Libros de ayer y hoy
Andrés Manuel López Obrador es un hombre de obsesiones. Su fortaleza como opositor, su mayor debilidad como gobernante. Su fijación es la historia; un mal lector del pasado porque parte del prejuicio: buenos y malos; progresistas o conservadores; héroes o traidores; humanistas o ambiciosos. La realidad es más compleja; no la advierten quienes suscriben lo lineal de la vida, de la condición humana o del devenir de una nación.
Los mexicanos han sido condescendientes a las malas lecciones de historia de su presidente. Para empezar, hay una obvia contradicción entre los valores que suscribe y su actuar y el de su gobierno. Su intolerancia y el abuso de los recursos del Estado, le ubicarían en el campo de los malos, de los conservadores. Ni liberal ni de izquierda. La retórica populista no es suficiente; las políticas y los resultados son los que importan. La militarización de la vida civil, su intolerancia y la connivencia con la oligarquía nacional son signos inequívocos del conservadurismo en el poder.
La condescendencia generosa a la narrativa del historiador hace que pierda el sentido de la realidad y, también, del ridículo. Afrenta, descortesía sus lecciones de historia patria al presidente anfitrión en la Casa Blanca. No fue una figura discursiva, válida en todo caso, sino una interpretación de personajes y su trascendencia. Se entiende que en México el presidente use y abuse de su arenga por el pasado, pero en el contexto de la reunión de los dos mandatarios es un capítulo vergonzoso.
López Obrador no cambiará. Sus fijaciones son parte de su estructura personal, y ante la ausencia de autocrítica, sentido de vergüenza y de consejeros que escuche, seguirá comportándose del mismo modo, sin percatarse del ridículo. Para él, suficiente acreditar que las cosas son distintas respecto al ayer. Y, ciertamente, lo son, para mal.
El culto a la personalidad al poderoso es una de las grandes debilidades de nuestra cultura política. Se exacerba cuando quien detenta el poder castiga con severidad al independiente y premia generosamente al obsequioso. Así, parte de los medios, por estrictas razones comerciales y no por oficio periodístico o informativo, se alinean al impulso propagandístico del gobierno. De esta manera, los ciudadanos dar por cierta la falsa idea del éxito de la gira del presidente a Washington. Allá los medios, en su soberbia y desdén de siempre al vecino del sur, México y su presidente no existen. Aquí, la información alternativa, de lo que realmente sucedió es marginal y circula en comunidades cerradas que ven ratificada la mala idea que del gobernante ya tienen. Los aplaudidores de siempre aprovechan la ocasión.

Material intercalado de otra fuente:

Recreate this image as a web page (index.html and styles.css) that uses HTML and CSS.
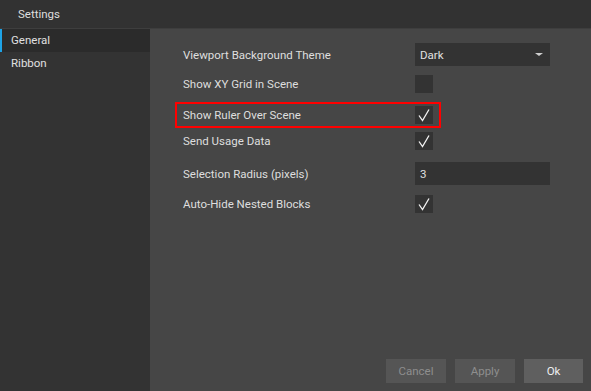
FILE: index.html
```html
<!DOCTYPE html>
<html>
<head>
<meta charset="utf-8">
<link rel="stylesheet" href="styles.css">
</head>
<body>
<div class="window">
  <div class="titlebar">Settings</div>
  <div class="body">
    <nav class="sidebar">
      <div class="nav-item active">General</div>
      <div class="nav-item">Ribbon</div>
    </nav>
    <main class="panel">
      <div class="rows">
        <div class="row r1">
          <span class="label">Viewport Background Theme</span>
          <div class="select"><span>Dark</span><span class="caret"></span></div>
        </div>
        <div class="row r2">
          <span class="label">Show XY Grid in Scene</span>
          <div class="check"></div>
        </div>
        <div class="row r3 highlight">
          <span class="label">Show Ruler Over Scene</span>
          <div class="check"><svg viewBox="0 0 18 18"><path d="M4 9.5 L7.5 14.5 L14 3.5" /></svg></div>
        </div>
        <div class="row r4">
          <span class="label">Send Usage Data</span>
          <div class="check"><svg viewBox="0 0 18 18"><path d="M4 9.5 L7.5 14.5 L14 3.5" /></svg></div>
        </div>
        <div class="row r5">
          <span class="label">Selection Radius (pixels)</span>
          <div class="input">3</div>
        </div>
        <div class="row r6">
          <span class="label">Auto-Hide Nested Blocks</span>
          <div class="check"><svg viewBox="0 0 18 18"><path d="M4 9.5 L7.5 14.5 L14 3.5" /></svg></div>
        </div>
      </div>
      <div class="buttons">
        <button class="btn disabled">Cancel</button>
        <button class="btn disabled">Apply</button>
        <button class="btn primary">Ok</button>
      </div>
    </main>
  </div>
</div>
</body>
</html>
```

FILE: styles.css
```css
* { box-sizing: border-box; }
html, body { margin: 0; padding: 0; }
body {
  width: 591px;
  height: 391px;
  overflow: hidden;
  font-family: Roboto, "Liberation Sans", sans-serif;
  font-size: 11.5px;
  color: #e0e0e0;
  background: #333333;
}
.window { display: flex; flex-direction: column; height: 391px; }
.titlebar {
  height: 29px;
  flex: none;
  padding-left: 18px;
  line-height: 28px;
  background: #323232;
  border-bottom: 1px solid #3e3e3e;
  color: #dedede;
}
.body { flex: 1; display: flex; min-height: 0; }
.sidebar {
  width: 150px;
  flex: none;
  background: #333333;
}
.nav-item {
  height: 23px;
  line-height: 23px;
  padding-left: 9px;
  color: #e0e0e0;
  border-left: 2px solid transparent;
}
.nav-item.active {
  background: #2b2b2b;
  border-left-color: #1ea3e6;
}
.panel {
  flex: 1;
  background: #464646;
  display: flex;
  flex-direction: column;
  justify-content: space-between;
  padding: 14px 8px 8px 26px;
}
.rows { display: flex; flex-direction: column; }
.row {
  display: flex;
  align-items: center;
  justify-content: space-between;
  width: 264px;
  padding-left: 7px;
  position: relative;
}
.label { color: #dedede; }
.r1 { height: 23px; width: 374px; }
.r2 { height: 18px; margin-top: 9px; width: 257px; }
.r3 { height: 24px; margin-top: 10px; padding-right: 7px; }
.r4 { height: 18px; margin-top: 5px; width: 257px; }
.r5 { height: 23px; margin-top: 12px; width: 374px; }
.r6 { height: 18px; margin-top: 10px; width: 257px; }
.highlight {
  outline: 2px solid #ff0000;
  outline-offset: -1px;
}
.select, .input {
  width: 135px;
  height: 23px;
  background: #333333;
  color: #e0e0e0;
  display: flex;
  align-items: center;
  justify-content: space-between;
  padding: 0 6px 0 5px;
}
.caret {
  width: 0; height: 0;
  border-left: 4px solid transparent;
  border-right: 4px solid transparent;
  border-top: 3px solid #cfcfcf;
  margin-right: 1px;
}
.check {
  width: 18px;
  height: 18px;
  background: #333333;
}
.check svg { width: 18px; height: 18px; display: block; }
.check path { fill: none; stroke: #f2f2f2; stroke-width: 1.3; }
.buttons {
  display: flex;
  justify-content: flex-end;
  gap: 9px;
}
.btn {
  width: 60px;
  height: 24px;
  border: none;
  font-family: inherit;
  font-size: 11.5px;
  padding: 0;
}
.btn.disabled { background: #555555; color: #8e8e8e; }
.btn.primary { background: #5f5f5f; color: #f0f0f0; width: 59px; }
```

La mejor réplica al gobernante con obsesiones es la información objetiva y diferenciada a la que produce el aparato gubernamental; sin embargo, requiere de empresas dispuestas a asumir los costos y riesgos por su postura independiente. En México existen, como también periodistas y observadores con sentido de lealtad a la verdad, pero no es el curso mayoritario de los medios, especialmente los sujetos a concesión del Estado. Como en el pasado, la comunicación de lo que hace el presidente el exterior se aparta de la realidad, quizás ahora es un poco peor por el impacto que sobre personas, periodistas o negocios imprime la descalificación presidencial desde la plataforma propagandística matutina. Nunca el poder de intimidación contra quienes disienten o critican fue tan ostensible, nada qué ver con una ideología liberal o de izquierda democrática, sino todo lo contrario. Ese y no otro será el registro histórico.
La visita a Washington revela que López Obrador no recibe el apoyo que necesita de su propio equipo. Los errores son comunes, las insuficiencias evidentes y también, la carencia de una visión estratégica. El costo para el país allí está. Un mandatario que habla mucho y nada escucha, resultado de sus obsesiones.